My doctoral research investigates Chinese rural parents’ school choices through a cross-case study that draws on the theoretical tools of Pierre Bourdieu and Stephen Ball. The research aims to reveal both the structural constraints and the possibilities of individual agency to give a complete picture of rural parents’ decision-making.
Previously, I completed my BA degree in Japanese from Nanjing University and was selected as Outstanding Graduate of Nanjing University in 2019. During my undergraduate study, I spent a year at the University of Tokyo as an exchange student. I hold a Master’s degree in law from Beijing Foriegn Studies University and a MA degree in Education and International Development from the University College London with Distinction.
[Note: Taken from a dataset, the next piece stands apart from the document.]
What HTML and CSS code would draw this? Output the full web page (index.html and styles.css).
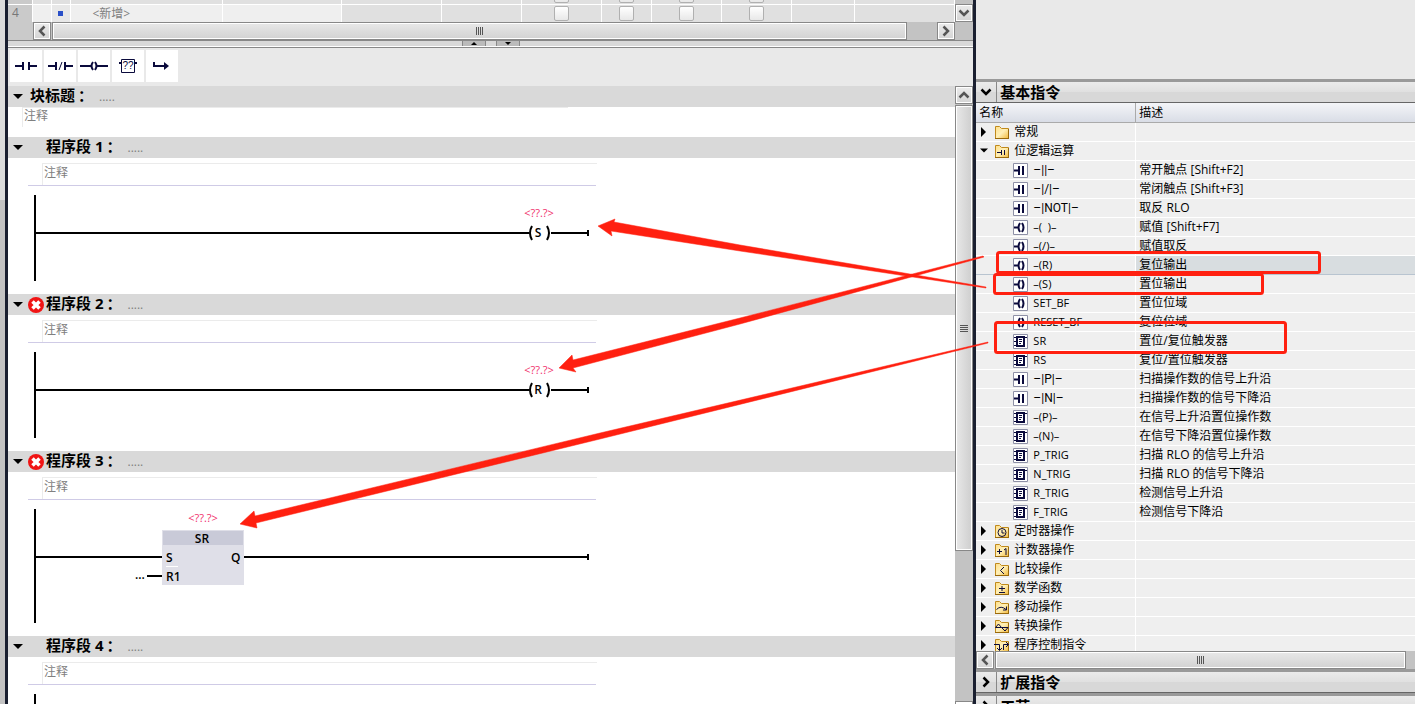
FILE: index.html
```html
<!DOCTYPE html>
<html lang="zh-CN">
<head>
    <meta charset="UTF-8">
    <meta name="viewport" content="width=device-width, initial-scale=1.0">
    <title>程序编辑器</title>
    <link rel="stylesheet" href="styles.css">
</head>
<body>
    <!-- shared icons -->
    <svg class="defs" aria-hidden="true">
        <defs>
            <linearGradient id="gold" x1="0" y1="0" x2="1" y2="1">
                <stop offset="0" stop-color="#ffdf8a"/>
                <stop offset="0.5" stop-color="#fff0b8"/>
                <stop offset="1" stop-color="#f2b93c"/>
            </linearGradient>
            <symbol id="folder" viewBox="0 0 16 15">
                <path d="M1.500 13.500V1.500H5.500L7.500 3.500H14.500V13.500Z" fill="url(#gold)" stroke="#c08a1c"/>
                <path d="M1 13.500H15M14.500 4V14" stroke="#99690c" fill="none"/>
            </symbol>
            <symbol id="contact" viewBox="0 0 15 15">
                <path d="M.5 .5H14.500V14.500H.5Z" fill="#fff" stroke="#8e90a6"/>
                <path d="M1 7.500H5M6 3V12M10 3V12" stroke="#0a0a3c" stroke-width="2" fill="none"/>
            </symbol>
            <symbol id="coil" viewBox="0 0 15 15">
                <path d="M.5 .5H14.500V14.500H.5Z" fill="#fff" stroke="#8e90a6"/>
                <path d="M1 7.500H5M7 3Q4 7.500 7 12M9 3Q12 7.500 9 12" stroke="#0a0a3c" stroke-width="2" fill="none"/>
            </symbol>
            <symbol id="block" viewBox="0 0 15 15">
                <path d="M.5 .5H14.500V14.500H.5Z" fill="#fff" stroke="#8e90a6"/>
                <path d="M4 3H11V12H4Z" stroke="#0a0a3c" stroke-width="2" fill="none"/>
                <path d="M1 3.500H4M1 7.500H4M1 11.500H4M11 3.500H14M6 5.500H9M6 7.500H9M6 9.500H8" stroke="#0a0a3c" fill="none"/>
            </symbol>
            <symbol id="left" viewBox="0 0 16 16"><path d="M10.500 3.500L6 8L10.500 12.500" fill="none" stroke="#555" stroke-width="2.500"/></symbol>
            <symbol id="right" viewBox="0 0 16 16"><path d="M5.500 3.500L10 8L5.500 12.500" fill="none" stroke="#555" stroke-width="2.500"/></symbol>
            <symbol id="up" viewBox="0 0 16 16"><path d="M3.500 10.500L8 6L12.500 10.500" fill="none" stroke="#555" stroke-width="2.500"/></symbol>
            <symbol id="down" viewBox="0 0 16 16"><path d="M3.500 5.500L8 10L12.500 5.500" fill="none" stroke="#555" stroke-width="2.500"/></symbol>
            <symbol id="open" viewBox="0 0 10 6"><path d="M0 0H10L5 5Z"/></symbol>
            <symbol id="closed" viewBox="0 0 8 10"><path d="M1 0L6 5L1 10Z"/></symbol>
            <symbol id="error" viewBox="0 0 16 16">
                <circle cx="8" cy="8" r="8" fill="#f01414"/>
                <path d="M4.500 4.500L11.500 11.500M11.500 4.500L4.500 11.500" stroke="#fff" stroke-width="3.500"/>
            </symbol>
        </defs>
    </svg>

    <div class="app">
        <div class="side"></div>

        <main class="editor">
            <div class="vars">
                <div class="vars-view">
                    <table class="vars-table">
                        <colgroup>
                            <col class="w24"><col class="w19"><col class="w19"><col class="w152"><col class="w119"><col class="w100"><col class="w80"><col class="w80"><col class="w50"><col class="w70"><col class="w70"><col class="w63"><col>
                        </colgroup>
                        <tr>
                            <th></th><td></td><td></td><td></td><td></td><td></td><td></td>
                            <td><input type="checkbox" aria-label="可访问"></td>
                            <td><input type="checkbox" aria-label="可写"></td>
                            <td><input type="checkbox" aria-label="可见"></td>
                            <td><input type="checkbox" aria-label="设定值"></td>
                            <td></td><td></td>
                        </tr>
                        <tr>
                            <th>4</th><td class="light"></td><td class="mark"><i></i></td><td class="light name">&lt;新增&gt;</td><td class="light"></td><td></td><td></td>
                            <td><input type="checkbox" aria-label="可访问"></td>
                            <td><input type="checkbox" aria-label="可写"></td>
                            <td><input type="checkbox" aria-label="可见"></td>
                            <td><input type="checkbox" aria-label="设定值"></td>
                            <td></td><td></td>
                        </tr>
                    </table>
                </div>
                <div class="vars-end"><button class="sb-btn" aria-label="向下"><svg><use href="#down"/></svg></button></div>
            </div>
            <div class="hscroll vars-scroll">
                <div class="row-head"></div>
                <button class="sb-btn" aria-label="向左"><svg><use href="#left"/></svg></button>
                <div class="thumb"><span class="grip"></span></div>
                <div class="track"></div>
                <button class="sb-btn" aria-label="向右"><svg><use href="#right"/></svg></button>
                <div class="corner"></div>
            </div>
            <div class="splitter">
                <button aria-label="上移"><svg width="6" height="3"><path d="M0 3L3 0L6 3Z"/></svg></button>
                <button aria-label="下移"><svg width="6" height="3"><path d="M0 0L3 3L6 0Z"/></svg></button>
            </div>

            <div class="toolbar">
                <button aria-label="常开触点"><svg width="32" height="32"><path d="M5 16H13M19 16H27M13 12V20M19 12V20" stroke-width="2"/></svg></button>
                <button aria-label="常闭触点"><svg width="32" height="32"><path d="M4 16H12M21 16H29M12 12V20M21 12V20" stroke-width="2"/><path d="M15 20L18 12"/></svg></button>
                <button aria-label="赋值"><svg width="32" height="32"><path d="M2 16H13M19 16H30M15 12Q12 16 15 20M17 12Q20 16 17 20" stroke-width="2"/></svg></button>
                <button aria-label="空功能框"><svg width="32" height="32"><path d="M9.500 9.500H22.500V22.500H9.500Z"/><path d="M7 13H9M23 13H25" stroke-width="2"/><text x="16" y="19" text-anchor="middle">??</text></svg></button>
                <button aria-label="打开分支"><svg width="32" height="32"><path d="M8 12V16H20" stroke-width="2"/><path d="M18 12L23 16L18 20Z" class="solid"/></svg></button>
            </div>

            <div class="work">
                <div class="networks">
                    <section class="block-title">
                        <header><button class="toggle" aria-label="折叠"><svg><use href="#open"/></svg></button><h2>块标题<span class="colon">：</span></h2><span class="dots">.....</span></header>
                        <input class="comment" placeholder="注释" aria-label="块注释">
                    </section>

                    <section class="network">
                        <header><button class="toggle" aria-label="折叠"><svg><use href="#open"/></svg></button><span class="state"></span><h2>程序段 1<span class="colon">：</span></h2><span class="dots">.....</span></header>
                        <input class="comment" placeholder="注释" aria-label="程序段 1 注释">
                        <svg class="ladder" width="562" height="86">
                            <path d="M1 0V86M2 38H495M517 38H554M554 35V41" class="wire"/>
                            <path d="M498 31Q494 38 498 45M513 31Q517 38 513 45" class="wire"/>
                            <text x="505" y="22" class="tag">&lt;??.?&gt;</text>
                            <text x="504" y="42" class="mid">S</text>
                        </svg>
                    </section>

                    <section class="network">
                        <header><button class="toggle" aria-label="折叠"><svg><use href="#open"/></svg></button><span class="state"><svg><use href="#error"/></svg></span><h2>程序段 2<span class="colon">：</span></h2><span class="dots">.....</span></header>
                        <input class="comment" placeholder="注释" aria-label="程序段 2 注释">
                        <svg class="ladder" width="562" height="86">
                            <path d="M1 0V86M2 38H495M517 38H554M554 35V41" class="wire"/>
                            <path d="M498 31Q494 38 498 45M513 31Q517 38 513 45" class="wire"/>
                            <text x="505" y="22" class="tag">&lt;??.?&gt;</text>
                            <text x="504" y="42" class="mid">R</text>
                        </svg>
                    </section>

                    <section class="network">
                        <header><button class="toggle" aria-label="折叠"><svg><use href="#open"/></svg></button><span class="state"><svg><use href="#error"/></svg></span><h2>程序段 3<span class="colon">：</span></h2><span class="dots">.....</span></header>
                        <input class="comment" placeholder="注释" aria-label="程序段 3 注释">
                        <svg class="ladder" width="562" height="114">
                            <path d="M1 0V114M2 48H128M210 48H554M554 45V51M113 67H128" class="wire"/>
                            <path d="M128 21H210V76H128Z" fill="#dfdfe8"/>
                            <path d="M129 22H209V36H129Z" fill="#c9cad8"/>
                            <path d="M132 57.500H144" stroke="#fff"/>
                            <text x="169" y="13" class="tag">&lt;??.?&gt;</text>
                            <text x="168" y="34" class="mid">SR</text>
                            <text x="132" y="53">S</text>
                            <text x="197" y="53">Q</text>
                            <text x="132" y="72">R1</text>
                            <text x="101" y="70">...</text>
                        </svg>
                    </section>

                    <section class="network">
                        <header><button class="toggle" aria-label="折叠"><svg><use href="#open"/></svg></button><span class="state"></span><h2>程序段 4<span class="colon">：</span></h2><span class="dots">.....</span></header>
                        <input class="comment" placeholder="注释" aria-label="程序段 4 注释">
                        <svg class="ladder" width="562" height="86">
                            <path d="M1 0V86M2 38H554" class="wire"/>
                        </svg>
                    </section>
                </div>
                <div class="vscroll">
                    <button class="sb-btn" aria-label="向上"><svg><use href="#up"/></svg></button>
                    <div class="thumb"><span class="grip"></span></div>
                    <div class="track"></div>
                    <div class="stub"></div>
                </div>
            </div>
        </main>

        <aside class="panel">
            <div class="panel-top"></div>
            <div class="bar"><button aria-label="折叠"><svg><use href="#down"/></svg></button><h2>基本指令</h2></div>
            <div class="tree">
                <table>
                    <thead><tr><th>名称</th><th>描述</th></tr></thead>
                    <tbody>
                        <tr><td><div class="group"><svg class="arrow"><use href="#closed"/></svg><svg class="folder"><use href="#folder"/></svg>常规</div></td><td></td></tr>
                        <tr><td><div class="group"><svg class="arrow down"><use href="#open"/></svg><svg class="folder"><use href="#folder"/><path d="M3 8.500H7M7.500 6V11M10.500 6V11"/></svg>位逻辑运算</div></td><td></td></tr>
                        <tr><td><div class="item sym"><svg><use href="#contact"/></svg>–||–</div></td><td>常开触点 [Shift+F2]</td></tr>
                        <tr><td><div class="item sym"><svg><use href="#contact"/></svg>–|/|–</div></td><td>常闭触点 [Shift+F3]</td></tr>
                        <tr><td><div class="item sym"><svg><use href="#contact"/></svg>–|NOT|–</div></td><td>取反 RLO</td></tr>
                        <tr><td><div class="item"><svg><use href="#coil"/></svg>–(&nbsp; )–</div></td><td>赋值 [Shift+F7]</td></tr>
                        <tr><td><div class="item"><svg><use href="#coil"/></svg>–(/)–</div></td><td>赋值取反</td></tr>
                        <tr class="selected"><td><div class="item"><svg><use href="#coil"/></svg>–(R)</div></td><td>复位输出</td></tr>
                        <tr><td><div class="item"><svg><use href="#coil"/></svg>–(S)</div></td><td>置位输出</td></tr>
                        <tr><td><div class="item"><svg><use href="#coil"/></svg>SET_BF</div></td><td>置位位域</td></tr>
                        <tr><td><div class="item"><svg><use href="#coil"/></svg>RESET_BF</div></td><td>复位位域</td></tr>
                        <tr><td><div class="item"><svg><use href="#block"/></svg>SR</div></td><td>置位/复位触发器</td></tr>
                        <tr><td><div class="item"><svg><use href="#block"/></svg>RS</div></td><td>复位/置位触发器</td></tr>
                        <tr><td><div class="item sym"><svg><use href="#contact"/></svg>–|P|–</div></td><td>扫描操作数的信号上升沿</td></tr>
                        <tr><td><div class="item sym"><svg><use href="#contact"/></svg>–|N|–</div></td><td>扫描操作数的信号下降沿</td></tr>
                        <tr><td><div class="item"><svg><use href="#block"/></svg>–(P)–</div></td><td>在信号上升沿置位操作数</td></tr>
                        <tr><td><div class="item"><svg><use href="#block"/></svg>–(N)–</div></td><td>在信号下降沿置位操作数</td></tr>
                        <tr><td><div class="item"><svg><use href="#block"/></svg>P_TRIG</div></td><td>扫描 RLO 的信号上升沿</td></tr>
                        <tr><td><div class="item"><svg><use href="#block"/></svg>N_TRIG</div></td><td>扫描 RLO 的信号下降沿</td></tr>
                        <tr><td><div class="item"><svg><use href="#block"/></svg>R_TRIG</div></td><td>检测信号上升沿</td></tr>
                        <tr><td><div class="item"><svg><use href="#block"/></svg>F_TRIG</div></td><td>检测信号下降沿</td></tr>
                        <tr><td><div class="group"><svg class="arrow"><use href="#closed"/></svg><svg class="folder"><use href="#folder"/><circle cx="8" cy="8.500" r="4"/><path d="M8 6V9H10.500"/></svg>定时器操作</div></td><td></td></tr>
                        <tr><td><div class="group"><svg class="arrow"><use href="#closed"/></svg><svg class="folder"><use href="#folder"/><path d="M3 8.500H8M5.500 6V11M10 7L12 5.500V12"/></svg>计数器操作</div></td><td></td></tr>
                        <tr><td><div class="group"><svg class="arrow"><use href="#closed"/></svg><svg class="folder"><use href="#folder"/><path d="M10 5L6.500 8.500L10 12"/></svg>比较操作</div></td><td></td></tr>
                        <tr><td><div class="group"><svg class="arrow"><use href="#closed"/></svg><svg class="folder"><use href="#folder"/><path d="M5 7.500H11M8 5V10M5 11.500H11"/></svg>数学函数</div></td><td></td></tr>
                        <tr><td><div class="group"><svg class="arrow"><use href="#closed"/></svg><svg class="folder"><use href="#folder"/><path d="M2.500 9.500Q7 5 12 9.500M12.500 6.500V10H9"/></svg>移动操作</div></td><td></td></tr>
                        <tr><td><div class="group"><svg class="arrow"><use href="#closed"/></svg><svg class="folder"><use href="#folder"/><path d="M1.500 8.500L4.500 5L7.500 8.500ZM7.500 8.500H14L11 12Z"/></svg>转换操作</div></td><td></td></tr>
                        <tr><td><div class="group"><svg class="arrow"><use href="#closed"/></svg><svg class="folder"><use href="#folder"/><path d="M0 6.500H5.500V12M3 10L5.500 12.500L8 10M9.500 12V6.500H14M12 4L14.500 6.500L12 9"/></svg>程序控制指令</div></td><td></td></tr>
                    </tbody>
                </table>
            </div>
            <div class="hscroll">
                <button class="sb-btn" aria-label="向左"><svg><use href="#left"/></svg></button>
                <div class="thumb"><span class="grip"></span></div>
                <div class="track"></div>
            </div>
            <div class="bar"><button aria-label="展开"><svg><use href="#right"/></svg></button><h2>扩展指令</h2></div>
            <div class="bar last"><button aria-label="展开"><svg><use href="#right"/></svg></button><h2>工艺</h2></div>
        </aside>
    </div>

    <!-- red marks over the two panes -->
    <svg class="marks" aria-hidden="true">
        <g fill="none" stroke="#ff2010" stroke-width="3">
            <rect x="997.500" y="252.500" width="322" height="20" rx="2"/>
            <rect x="994.500" y="274.500" width="268" height="19" rx="2"/>
            <rect x="995.500" y="322.500" width="290" height="30" rx="2"/>
        </g>
        <g fill="#ff2010" stroke="#ff2010" stroke-width=".5">
            <path d="M598 226L615 219L614 222L740 245L986 287V288L740 251L611 231L612 236Z"/>
            <path d="M559 368L572 355L573 360L740 318L983 256L984 257L740 324L573 368L576 372Z"/>
            <path d="M240 524L254 511L255 516L600 433L988 342V343L600 439L256 523L257 528Z"/>
        </g>
    </svg>
</body>
</html>
```

FILE: styles.css
```css
* {
    box-sizing: border-box;
}

body {
    margin: 0;
    font-family: "Open Sans", "Noto Sans CJK SC", sans-serif;
    font-size: 12px;
    color: #000;
    position: relative;
    overflow: hidden;
}

button {
    padding: 0;
    border: none;
    background: none;
}

svg {
    display: block;
    flex: none;
}

h2 {
    margin: 0;
    font-size: 15px;
    line-height: 20px;
    font-weight: bold;
    white-space: nowrap;
}

.defs {
    position: absolute;
    width: 0;
    height: 0;
}

.app {
    display: flex;
    height: 100vh;
    overflow: hidden;
}

.side {
    width: 8px;
    background: linear-gradient(#dcdcdc 200px, #c3c3c3 200px);
    border-right: 3px solid #1a1f30;
}

.editor {
    flex: 1;
    min-width: 0;
    display: flex;
    flex-direction: column;
    background: #fff;
    border-right: 3px solid #1a1f30;
}

/* variable table */
.vars {
    display: flex;
    height: 22px;
}

.vars-view {
    flex: 1;
    min-width: 0;
    display: flex;
    align-items: flex-end;
    overflow: hidden;
}

.vars-table {
    width: 100%;
    table-layout: fixed;
    border-collapse: collapse;
    flex: none;
}

.vars-table tr {
    height: 18px;
}

.vars-table th,
.vars-table td {
    padding: 0;
    height: 18px;
    line-height: 16px;
    border-top: 1px solid #fff;
    border-right: 1px solid #fff;
    background: #e0e0e0;
    text-align: center;
}

.vars-table th {
    background: #cacaca;
    color: #777;
    font-weight: normal;
    text-align: left;
    padding-left: 4px;
}

.vars-table .light {
    background: #efefef;
}

.vars-table .name {
    color: #808080;
    text-align: left;
    padding: 1px 0 0 22px;
}

.vars-table .mark {
    background: #e8e8e8;
}

.mark i {
    display: block;
    width: 5px;
    height: 5px;
    margin: 0 auto;
    background: #2a50c8;
}

.vars-table input {
    appearance: none;
    display: block;
    width: 15px;
    height: 15px;
    margin: 1px auto;
    border: 1px solid #b0b0b0;
    border-radius: 2px;
    background: linear-gradient(#fff, #e8e8e8);
}

.w19 { width: 19px; }
.w24 { width: 24px; }
.w50 { width: 50px; }
.w63 { width: 63px; }
.w70 { width: 70px; }
.w80 { width: 80px; }
.w100 { width: 100px; }
.w119 { width: 119px; }
.w152 { width: 152px; }

.vars-end {
    width: 18px;
    padding-top: 4px;
    background: #c3c3c3;
}

/* scrollbars */
.sb-btn {
    flex: none;
    width: 18px;
    height: 18px;
    display: flex;
    align-items: center;
    justify-content: center;
    border: 1px solid #888;
    box-shadow: inset 0 0 0 1px #fff;
    background: linear-gradient(#ececec, #d4d4d4);
}

.sb-btn svg {
    width: 16px;
    height: 16px;
}

.hscroll {
    flex: none;
    display: flex;
    height: 18px;
    background: #c3c3c3;
}

.thumb {
    display: flex;
    align-items: center;
    justify-content: center;
    border: 1px solid #888;
    box-shadow: inset 0 0 0 1px #fff;
    background: linear-gradient(#e8e8e8, #d2d2d2);
}

.hscroll .thumb {
    flex: 1;
    margin-left: 1px;
}

.hscroll .grip {
    width: 7px;
    height: 8px;
    background: repeating-linear-gradient(90deg, #555 0 1px, transparent 1px 2px);
}

.vars-scroll .track {
    width: 30px;
}

.row-head {
    width: 25px;
    background: #cacaca;
}

.corner {
    width: 18px;
}

.panel .hscroll .track {
    width: 9px;
}

.splitter {
    flex: none;
    height: 8px;
    display: flex;
    justify-content: center;
    gap: 10px;
    border-top: 1px solid #888;
    border-bottom: 1px solid #888;
    box-shadow: inset 0 -1px 0 #fff;
    background: #d9d9d9;
}

.splitter button {
    width: 24px;
    height: 5px;
    display: flex;
    justify-content: center;
    align-items: center;
    border: 1px solid #888;
    border-width: 0 1px;
    background: #bbb;
}

.toolbar {
    flex: none;
    display: flex;
    gap: 2px;
    height: 38px;
    padding: 2px;
    background: #e9e9e9;
}

.toolbar button {
    width: 32px;
    height: 32px;
    background: #fff;
}

.toolbar path {
    fill: none;
    stroke: #0a0a3c;
}

.toolbar .solid {
    fill: #0a0a3c;
    stroke: none;
}

.toolbar text {
    font-size: 10px;
    fill: #0a0a3c;
}

/* networks */
.work {
    flex: 1;
    min-height: 0;
    display: flex;
}

.networks {
    flex: 1;
    min-width: 0;
    overflow: hidden;
}

.networks header {
    display: flex;
    align-items: center;
    height: 21px;
    padding-left: 5px;
    background: #d9d9d9;
}

.networks h2 {
    padding-bottom: 4px;
}

.toggle {
    width: 15px;
}

.toggle svg {
    width: 10px;
    height: 6px;
}

.state {
    width: 16px;
}

.state svg {
    width: 16px;
    height: 16px;
}

.colon {
    margin-left: 3px;
}

.dots {
    margin-left: 6px;
    padding-bottom: 1px;
    color: #808080;
}

.comment {
    display: block;
    width: 546px;
    height: 20px;
    padding: 0 1px 4px;
    border: 1px solid #ebebeb;
    border-width: 1px 0 0 1px;
    font: inherit;
    line-height: 16px;
    background: #fff;
}

.comment::placeholder {
    color: #808080;
    opacity: 1;
}

.block-title {
    height: 51px;
}

.block-title h2 {
    margin-left: 2px;
}

.block-title .comment {
    margin-left: 14px;
}

.network .state {
    margin-right: 2px;
}

.network .comment {
    width: 555px;
    height: 22px;
    margin: 5px 0 0 34px;
    padding-bottom: 5px;
}

.ladder {
    box-sizing: content-box;
    margin: 0 0 13px 20px;
    padding: 9px 0 0 6px;
    border-top: 1px solid #cfcbe6;
}

.wire {
    fill: none;
    stroke: #000;
    stroke-width: 2;
}

.ladder text {
    font-size: 12px;
    font-weight: 600;
}

.ladder .mid {
    text-anchor: middle;
}

.ladder .tag {
    font-size: 11px;
    font-weight: normal;
    fill: #f0306c;
    text-anchor: middle;
}

.vscroll {
    width: 18px;
    display: flex;
    flex-direction: column;
    background: #c3c3c3;
}

.vscroll .thumb {
    flex: 1;
    margin-top: 1px;
    background: linear-gradient(90deg, #e8e8e8, #cecece);
}

.vscroll .grip {
    width: 8px;
    height: 7px;
    background: repeating-linear-gradient(#555 0 1px, transparent 1px 2px);
}

.vscroll .track {
    height: 150px;
}

.stub {
    height: 3px;
    border: 1px solid #888;
    border-bottom: none;
    background: #fff;
}

/* instruction panel */
.panel {
    width: 31%;
    display: flex;
    flex-direction: column;
    background: #efefef;
}

.panel-top {
    flex: none;
    height: 79px;
    background: #e9e9e9;
}

.bar {
    flex: none;
    display: flex;
    height: 24px;
    border-top: 3px solid #9a9a9a;
    border-bottom: 1px solid #666;
    background: linear-gradient(#ebebeb, #e0e0e0 50%, #d8d8d8 50%);
}

/* runs past the window's lower edge */
.bar.last {
    margin-bottom: -13px;
}

.bar button {
    width: 21px;
    padding-left: 2px;
    border-right: 1px solid #888;
}

.bar svg {
    width: 16px;
    height: 16px;
}

.bar svg use {
    filter: brightness(0);
}

.bar h2 {
    padding-left: 3px;
}

.tree {
    flex: 1;
    min-height: 0;
    overflow: hidden;
}

.tree table {
    width: 100%;
    table-layout: fixed;
    border-collapse: separate;
    border-spacing: 0;
}

.tree th,
.tree td {
    height: 19px;
    padding: 0 0 0 3px;
    line-height: 18px;
    text-align: left;
    white-space: nowrap;
    border-bottom: 1px solid #fff;
}

.tree th {
    height: 20px;
    font-weight: normal;
    border-bottom: 1px solid #aaa;
    background: linear-gradient(#f4f5f8, #d9dde6);
}

.tree th:first-child {
    width: 160px;
    border-right: 1px solid #aaa;
}

.tree td:first-child {
    border-right: 1px solid #fff;
}

.tree .selected td {
    border-bottom-color: #b8c4d0;
}

.tree .selected td:last-child {
    background: #d8dde0;
}

.group,
.item {
    display: flex;
    align-items: center;
    height: 18px;
}

.item {
    gap: 5px;
    padding-left: 34px;
    font-size: 11px;
}

.item.sym {
    font-family: Roboto, sans-serif;
    font-size: 12px;
}

.item svg {
    width: 15px;
    height: 15px;
}

.arrow {
    width: 8px;
    height: 10px;
    margin: 0 6px 0 1px;
}

.arrow.down {
    height: 6px;
}

.folder {
    width: 16px;
    height: 15px;
    margin-right: 4px;
}

.folder > path,
.folder > circle {
    fill: none;
    stroke: #0a0a3c;
}

.marks {
    position: absolute;
    top: 0;
    left: 0;
    width: 100%;
    height: 100%;
    pointer-events: none;
}
```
My master’s study at UCL was fully funded by the China Scholarship Council.
In my master’s thesis, I analysed China’s rural school consolidation policy using the theoretical lens of ‘policy-as-text and policyas-discourse’ developed by Stephen Ball. I applied critical discourse analysis based on Norman Fairclough’s Three-dimensional CDA Framework in analysing the policy documents and interview data. The study concluded that the urban-oriented value behind the design and implementation of rural school consolidation policy excluded the village schools from the educational support and funding system, which strengthened rural parents and teachers’ preference for urban schools and caused a loss of students in rural schools. The study formed the basis for my ongoing PhD research.